No Country for Old Men (2007)
Roger Deakins at his most restrained: long lenses compress figures against featureless desert, so the landscape itself becomes a participant — all distance and exposure, nowhere to hide. Watch the gas-station scene, where a coin on a counter and fluorescent light generate more dread than any chase, and watch how the film honors every mechanic of the thriller — the money, the hunter, the lawman — while quietly refusing the genre's promise that these lines will meet and settle. Listen, too: ambient sound does the work a score usually does.

Killing Them Softly (2012)
Andrew Dominik's neo-noir works by negation: no romantic outlaws, just weary tradesmen complaining about being underpaid, trapped in cramped two-shots across tables where talk is the real transaction. Greig Fraser's palette — wet asphalt, sodium light, institutional greens — would launch him toward Dune and The Batman. Watch what the film does when violence arrives: it slows down, exhibits it, makes it beautiful — and means for that beauty to make you a little sick. The whole film argues that the underworld runs exactly like a market: on confidence, vulnerable to panic.

Inherent Vice (2014)
A detective picture in which the detective is carried through the case rather than mastering it. Watch Joaquin Phoenix's Doc scrawl notes to himself — not hallucinating — because he can no longer trust the difference between a clue and a contact high. Robert Elswit shoots through doorways, windows, and smoke, keeping Doc's bemused face at the center while the plot swells past anything one head can hold. It's The Long Goodbye's direct heir: mood and melancholy outrank solution, and the film is really an elegy — for an era, an innocence, a love.

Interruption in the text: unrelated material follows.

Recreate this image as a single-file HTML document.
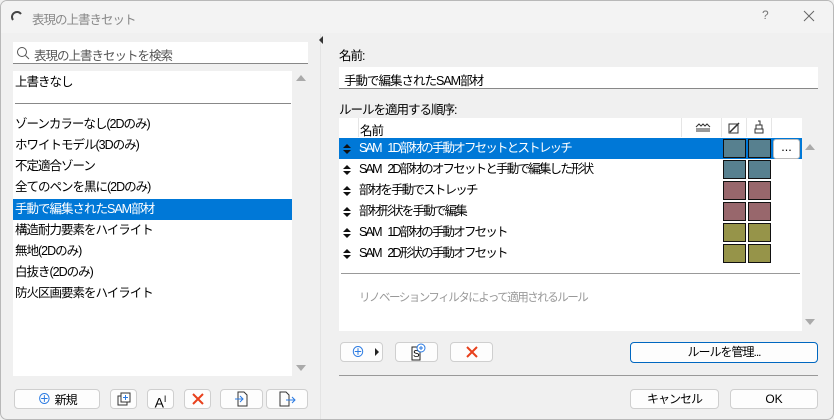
<!DOCTYPE html>
<html><head><meta charset="utf-8"><style>
*{box-sizing:border-box;margin:0;padding:0}
body{width:834px;height:420px;overflow:hidden;background:#f0f0f0;font-family:"Liberation Sans","Noto Sans CJK JP",sans-serif;font-size:12px;color:#000;position:relative;letter-spacing:-1px;word-spacing:2px}
.a{position:absolute}
.win{left:0;top:0;width:834px;height:420px;border:1px solid #b8b8b8;border-radius:7px;background:#f0f0f0;overflow:hidden}
.title{left:0;top:0;width:834px;height:32px;background:#f3f3f3}
.btn{position:absolute;background:#fdfdfd;border:1px solid #cfcfcf;border-radius:4px;text-align:center;line-height:18px;font-size:12px}
.li{position:absolute;left:0;width:279px;height:21px;line-height:21px;padding-left:2px;font-size:12.5px}
.row{position:absolute;left:0;width:463px;height:21px;line-height:21px;font-size:12.5px;letter-spacing:-1.8px;word-spacing:5px}
.sw{position:absolute;top:1px;width:23px;height:19px;border:1.5px solid #111}
.ud{position:absolute;left:4px;top:6px;width:8px;height:10px}
</style></head><body>
<div class="a win">
<div class="a title"></div>
<svg class="a" style="left:10px;top:9px" width="12" height="12"><path d="M2 10 A5 5 0 0 1 10 4" stroke="#444" stroke-width="2" fill="none"/></svg>
<div class="a" style="left:31px;top:8px;color:#888;font-size:12.5px">表現の上書きセット</div>
<div class="a" style="left:761px;top:7px;color:#777;font-size:12px">?</div>
<svg class="a" style="left:802px;top:9px" width="12" height="12"><path d="M1 1L11 11M11 1L1 11" stroke="#666" stroke-width="1"/></svg>

<div class="a" style="left:12px;top:41px;width:295px;height:22px;background:#fff;border-bottom:1px solid #888"></div>
<svg class="a" style="left:15px;top:45px" width="14" height="14"><circle cx="6" cy="6" r="4.5" stroke="#555" fill="none"/><path d="M9.5 9.5L13 13" stroke="#555"/></svg>
<div class="a" style="left:33px;top:44px;color:#555;font-size:12.5px">表現の上書きセットを検索</div>
<div class="a" style="left:12px;top:70px;width:279px;height:305px;background:#fff">
 <div class="li" style="top:1px">上書きなし</div>
 <div class="a" style="left:2px;top:32px;width:276px;height:1px;background:#888"></div>
 <div class="li" style="top:43px">ゾーンカラーなし(2Dのみ)</div>
 <div class="li" style="top:64px">ホワイトモデル(3Dのみ)</div>
 <div class="li" style="top:85px">不定適合ゾーン</div>
 <div class="li" style="top:106px">全てのペンを黒に(2Dのみ)</div>
 <div class="li" style="top:128px;background:#0078d7;color:#fff">手動で編集されたSAM部材</div>
 <div class="li" style="top:149px">構造耐力要素をハイライト</div>
 <div class="li" style="top:170px">無地(2Dのみ)</div>
 <div class="li" style="top:191px">白抜き(2Dのみ)</div>
 <div class="li" style="top:212px">防火区画要素をハイライト</div>
</div>
<div class="a" style="left:295px;top:74px;width:0;height:0;border:5px solid transparent;border-bottom:6px solid #aaa;border-top:0"></div>
<div class="a" style="left:295px;top:364px;width:0;height:0;border:5px solid transparent;border-top:6px solid #aaa;border-bottom:0"></div>

<div class="btn" style="left:13px;top:388px;width:86px;height:20px"><span style="color:#2a7ae2;font-size:14px">⊕</span> 新規</div>
<div class="btn" style="left:109px;top:388px;width:27px;height:20px"><svg width="16" height="16" style="margin-top:1px"><rect x="2" y="5" width="9" height="9" fill="none" stroke="#333"/><rect x="5" y="2" width="9" height="9" fill="#fff" stroke="#333"/><path d="M9.5 4v5M7 6.5h5" stroke="#2a7ae2"/></svg></div>
<div class="btn" style="left:146px;top:388px;width:27px;height:20px;font-size:14px;letter-spacing:0">A<sup style="font-size:9px">I</sup></div>
<div class="btn" style="left:183px;top:388px;width:27px;height:20px"><svg width="14" height="14" style="margin-top:2px"><path d="M2 2L12 12M12 2L2 12" stroke="#e8401c" stroke-width="2"/></svg></div>
<div class="btn" style="left:219px;top:388px;width:43px;height:20px"><svg width="16" height="16" style="margin-top:1px"><path d="M4 1h6l3 3v11H4z" fill="none" stroke="#333"/><path d="M1 8h8M6 5l3 3-3 3" stroke="#2a7ae2" fill="none"/></svg></div>
<div class="btn" style="left:265px;top:388px;width:42px;height:20px"><svg width="18" height="16" style="margin-top:1px"><path d="M2 1h6l3 3v11H2z" fill="none" stroke="#333"/><path d="M8 9h9M14 6l3 3-3 3" stroke="#2a7ae2" fill="none"/></svg></div>

<div class="a" style="left:319px;top:33px;width:1px;height:387px;background:#e4e4e4"></div>
<div class="a" style="left:318px;top:35px;width:0;height:0;border:4px solid transparent;border-right:4px solid #333;border-left:0"></div>

<div class="a" style="left:338px;top:44px;font-size:12.5px">名前:</div>
<div class="a" style="left:338px;top:66px;width:479px;height:22px;background:#fff;border-bottom:1px solid #888;padding:3px 5px;font-size:12.5px">手動で編集されたSAM部材</div>
<div class="a" style="left:338px;top:98px;font-size:12.5px">ルールを適用する順序:</div>
<div class="a" style="left:338px;top:117px;width:463px;height:213px;background:#fff">
 <div class="a" style="left:19px;top:0;width:1px;height:19px;background:#e5e5e5"></div>
 <div class="a" style="left:342px;top:0;width:1px;height:19px;background:#e5e5e5"></div>
 <div class="a" style="left:382px;top:0;width:1px;height:19px;background:#e5e5e5"></div>
 <div class="a" style="left:407px;top:0;width:1px;height:19px;background:#e5e5e5"></div>
 <div class="a" style="left:432px;top:0;width:1px;height:19px;background:#e5e5e5"></div>
 <div class="a" style="left:21px;top:2px;font-size:12.5px">名前</div>
 <svg class="a" style="left:356px;top:4px" width="16" height="10"><path d="M1 5l3-3 2 2 2-2 2 2 2-2 3 3M1 7h14M1 9h14" stroke="#333" fill="none"/></svg>
 <svg class="a" style="left:389px;top:3px" width="13" height="13"><rect x="1" y="3" width="9" height="9" fill="none" stroke="#333"/><path d="M2 11L11 2" stroke="#333" stroke-width="1.5"/></svg>
 <svg class="a" style="left:414px;top:2px" width="12" height="14"><path d="M5 1h2v4M3 5h6v4H3zM2 9h8v4H2z" stroke="#333" fill="none"/></svg>
 <div class="row" style="top:20px;background:#0078d7;color:#fff"><svg class="ud"><path d="M0 4L4 0L8 4zM0 6L4 10L8 6z" fill="#111"/></svg><span style="position:absolute;left:20px">SAM 1D部材の手動オフセットとストレッチ</span><div class="sw" style="left:384px;background:#57808f"></div><div class="sw" style="left:409px;background:#57808f"></div><div class="a" style="left:434px;top:1px;width:27px;height:20px;background:#fff;border:1px solid #bbb;border-radius:3px;color:#000;text-align:center;line-height:14px;letter-spacing:0">...</div></div>
 <div class="row" style="top:41px"><svg class="ud"><path d="M0 4L4 0L8 4zM0 6L4 10L8 6z" fill="#111"/></svg><span style="position:absolute;left:20px">SAM 2D部材のオフセットと手動で編集した形状</span><div class="sw" style="left:384px;background:#57808f"></div><div class="sw" style="left:409px;background:#57808f"></div></div>
 <div class="row" style="top:62px"><svg class="ud"><path d="M0 4L4 0L8 4zM0 6L4 10L8 6z" fill="#111"/></svg><span style="position:absolute;left:20px">部材を手動でストレッチ</span><div class="sw" style="left:384px;background:#98676c"></div><div class="sw" style="left:409px;background:#98676c"></div></div>
 <div class="row" style="top:83px"><svg class="ud"><path d="M0 4L4 0L8 4zM0 6L4 10L8 6z" fill="#111"/></svg><span style="position:absolute;left:20px">部材形状を手動で編集</span><div class="sw" style="left:384px;background:#98676c"></div><div class="sw" style="left:409px;background:#98676c"></div></div>
 <div class="row" style="top:104px"><svg class="ud"><path d="M0 4L4 0L8 4zM0 6L4 10L8 6z" fill="#111"/></svg><span style="position:absolute;left:20px">SAM 1D部材の手動オフセット</span><div class="sw" style="left:384px;background:#969449"></div><div class="sw" style="left:409px;background:#969449"></div></div>
 <div class="row" style="top:125px"><svg class="ud"><path d="M0 4L4 0L8 4zM0 6L4 10L8 6z" fill="#111"/></svg><span style="position:absolute;left:20px">SAM 2D形状の手動オフセット</span><div class="sw" style="left:384px;background:#969449"></div><div class="sw" style="left:409px;background:#969449"></div></div>
 <div class="a" style="left:2px;top:155px;width:459px;height:1px;background:#999"></div>
 <div class="a" style="left:20px;top:171px;color:#999;font-size:11.5px;letter-spacing:-1.5px">リノベーションフィルタによって適用されるルール</div>
</div>
<div class="a" style="left:804px;top:143px;width:0;height:0;border:5px solid transparent;border-bottom:6px solid #aaa;border-top:0"></div>
<div class="a" style="left:804px;top:318px;width:0;height:0;border:5px solid transparent;border-top:6px solid #aaa;border-bottom:0"></div>

<div class="btn" style="left:339px;top:341px;width:43px;height:20px;text-align:left;padding-left:10px"><span style="color:#2a7ae2;font-size:14px">⊕</span><span style="position:absolute;left:34px;top:5px;border:4px solid transparent;border-left:4px solid #222;border-right:0"></span></div>
<div class="btn" style="left:394px;top:341px;width:43px;height:20px"><svg width="20" height="18"><rect x="5" y="4" width="8" height="13" fill="none" stroke="#222"/><text x="6" y="14" font-size="10" font-family="Liberation Sans">S</text><circle cx="14" cy="5" r="4" fill="#fff" stroke="#2a7ae2"/><path d="M14 3v4M12 5h4" stroke="#2a7ae2"/></svg></div>
<div class="btn" style="left:449px;top:341px;width:43px;height:20px"><svg width="14" height="14" style="margin-top:2px"><path d="M2 2L12 12M12 2L2 12" stroke="#e8401c" stroke-width="2"/></svg></div>
<div class="btn" style="left:629px;top:341px;width:188px;height:21px;border:1px solid #0067c0">ルールを管理...</div>
<div class="a" style="left:338px;top:374px;width:479px;height:1px;background:#999"></div>
<div class="btn" style="left:629px;top:388px;width:89px;height:20px">キャンセル</div>
<div class="btn" style="left:729px;top:388px;width:88px;height:20px;letter-spacing:0">OK</div>
</div>
</body></html>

Killers of the Flower Moon (2023)
The man who made the tracking shot a verb holds still. Watch how Scorsese switches off his own signature motion — no glide, no whip-pan — and lets Rodrigo Prieto's camera wait on Lily Gladstone's face, where enormous drama unfolds in near-silence. The widescreen frame renders the Osage landscape as both paradise and trap, oil derricks crowding the horizon as wealth and encroachment at once. This is a crime epic told at an angle of critique: the genre's conventions are present as pressures the film deliberately works against.

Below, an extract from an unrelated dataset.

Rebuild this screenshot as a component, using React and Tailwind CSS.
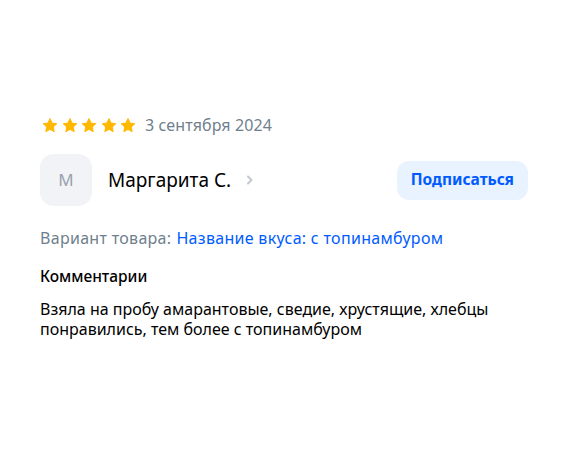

Why watch them together? Because they form a fifty-year argument about what a crime movie is for. Start with The Killing and you see the genre as a perfect machine — plan, execution, chance. Then watch each subsequent film sabotage a different part of that machine: Altman lets the camera wander off the case; Mamet's salesmen act and act and connect with nothing; Tarantino cuts the string of before-and-after; Scorsese tells you the ending first, then — decades later — stops moving entirely. The pleasure isn't in what happens (these films are strikingly uninterested in surprise as their engine) but in how they hold time, space, and your attention. Watched in sequence, they teach you to notice the thing most movies work hard to hide: the moment when doing something is no longer the point, and watching — really watching — becomes the whole event.